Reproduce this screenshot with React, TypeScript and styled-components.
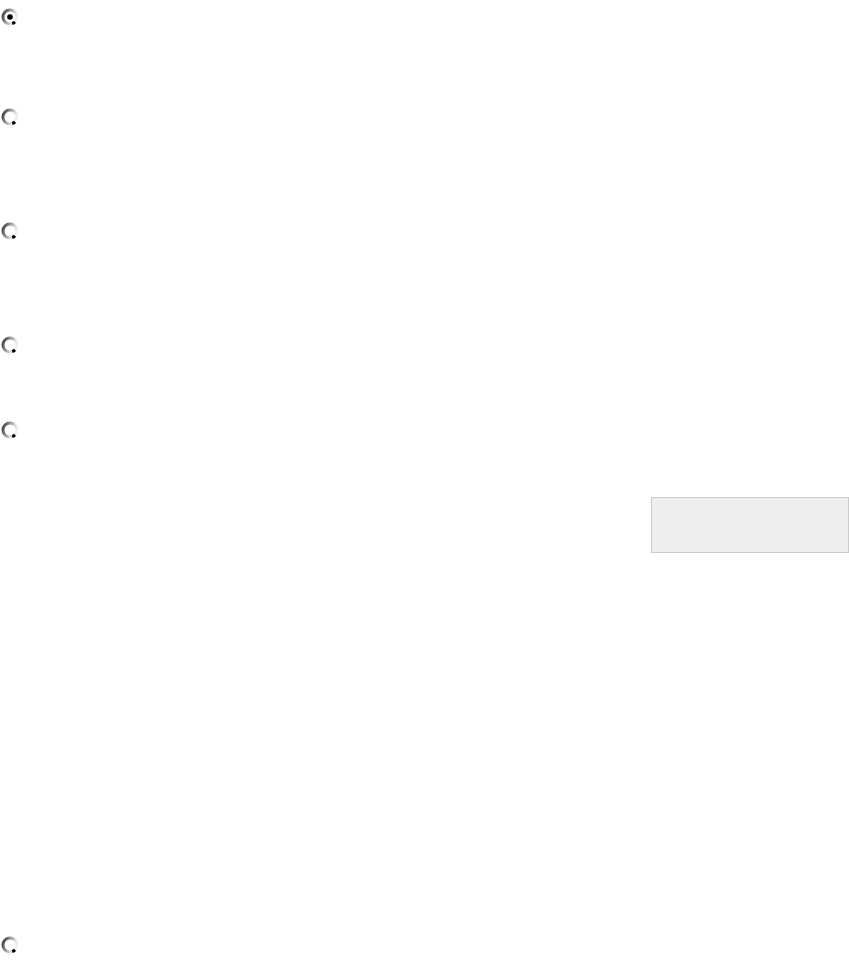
import React, { useState } from "react";
import styled, { createGlobalStyle } from "styled-components";

const GlobalStyle = createGlobalStyle`
  html, body {
    margin: 0;
    padding: 0;
    background: #ffffff;
    font-family: "Liberation Serif", serif;
  }
`;

const Form = styled.form`
  width: 849px;
  min-height: 966px;
  display: flex;
  flex-direction: column;
  padding-top: 8px;
  box-sizing: border-box;
`;

const Option = styled.label<{ $space: number }>`
  display: flex;
  flex-direction: column;
  align-items: stretch;
  padding-left: 1px;
  height: ${(p) => p.$space}px;
`;

const RadioBox = styled.span`
  width: 18px;
  height: 18px;
  display: block;
  cursor: pointer;
`;

const NoteBox = styled.div`
  align-self: flex-end;
  margin-top: 58px;
  width: 198px;
  height: 56px;
  background: #eeeeee;
  border: 1px solid #cccccc;
  box-sizing: border-box;
`;

const Radio = ({ checked, onClick }: { checked: boolean; onClick: () => void }) => (
  <RadioBox onClick={onClick}>
    <svg width="18" height="18" viewBox="0 0 18 18">
      <defs>
        <linearGradient id="ring" x1="0" y1="0.3" x2="1" y2="0.7">
          <stop offset="0" stopColor="#4a4a4a" />
          <stop offset="0.3" stopColor="#8c8c8c" />
          <stop offset="0.7" stopColor="#dcdcdc" />
          <stop offset="1" stopColor="#f6f6f6" />
        </linearGradient>
      </defs>
      <circle cx="9" cy="9" r="7" fill="#ffffff" stroke="url(#ring)" strokeWidth="3" />
      <path d="M14 13.9 A7 7 0 0 1 11.2 15.6" fill="none" stroke="#000" strokeWidth="3" />
      {checked && <circle cx="9" cy="9" r="2.8" fill="#000" />}
    </svg>
  </RadioBox>
);

const spaces = [100, 114, 114, 85, 515, 20];

export default function App() {
  const [picked, setPicked] = useState(0);
  return (
    <>
      <GlobalStyle />
      <Form>
        {spaces.map((s, i) => (
          <Option key={i} $space={s}>
            <Radio checked={picked === i} onClick={() => setPicked(i)} />
            {i === 4 && <NoteBox />}
          </Option>
        ))}
      </Form>
    </>
  );
}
__________________________________________________
- [Request]:
Leave the pictures out and reproduce exactly the lines from the top of the listing above through the line with "const spaces = [100, 114, 114, 85, 515, 20];".

- [Written solution]:
Reproduce this screenshot with React, TypeScript and styled-components.
import React, { useState } from "react";
import styled, { createGlobalStyle } from "styled-components";

const GlobalStyle = createGlobalStyle`
  html, body {
    margin: 0;
    padding: 0;
    background: #ffffff;
    font-family: "Liberation Serif", serif;
  }
`;

const Form = styled.form`
  width: 849px;
  min-height: 966px;
  display: flex;
  flex-direction: column;
  padding-top: 8px;
  box-sizing: border-box;
`;

const Option = styled.label<{ $space: number }>`
  display: flex;
  flex-direction: column;
  align-items: stretch;
  padding-left: 1px;
  height: ${(p) => p.$space}px;
`;

const RadioBox = styled.span`
  width: 18px;
  height: 18px;
  display: block;
  cursor: pointer;
`;

const NoteBox = styled.div`
  align-self: flex-end;
  margin-top: 58px;
  width: 198px;
  height: 56px;
  background: #eeeeee;
  border: 1px solid #cccccc;
  box-sizing: border-box;
`;

const Radio = ({ checked, onClick }: { checked: boolean; onClick: () => void }) => (
  <RadioBox onClick={onClick}>
    <svg width="18" height="18" viewBox="0 0 18 18">
      <defs>
        <linearGradient id="ring" x1="0" y1="0.3" x2="1" y2="0.7">
          <stop offset="0" stopColor="#4a4a4a" />
          <stop offset="0.3" stopColor="#8c8c8c" />
          <stop offset="0.7" stopColor="#dcdcdc" />
          <stop offset="1" stopColor="#f6f6f6" />
        </linearGradient>
      </defs>
      <circle cx="9" cy="9" r="7" fill="#ffffff" stroke="url(#ring)" strokeWidth="3" />
      <path d="M14 13.9 A7 7 0 0 1 11.2 15.6" fill="none" stroke="#000" strokeWidth="3" />
      {checked && <circle cx="9" cy="9" r="2.8" fill="#000" />}
    </svg>
  </RadioBox>
);

const spaces = [100, 114, 114, 85, 515, 20];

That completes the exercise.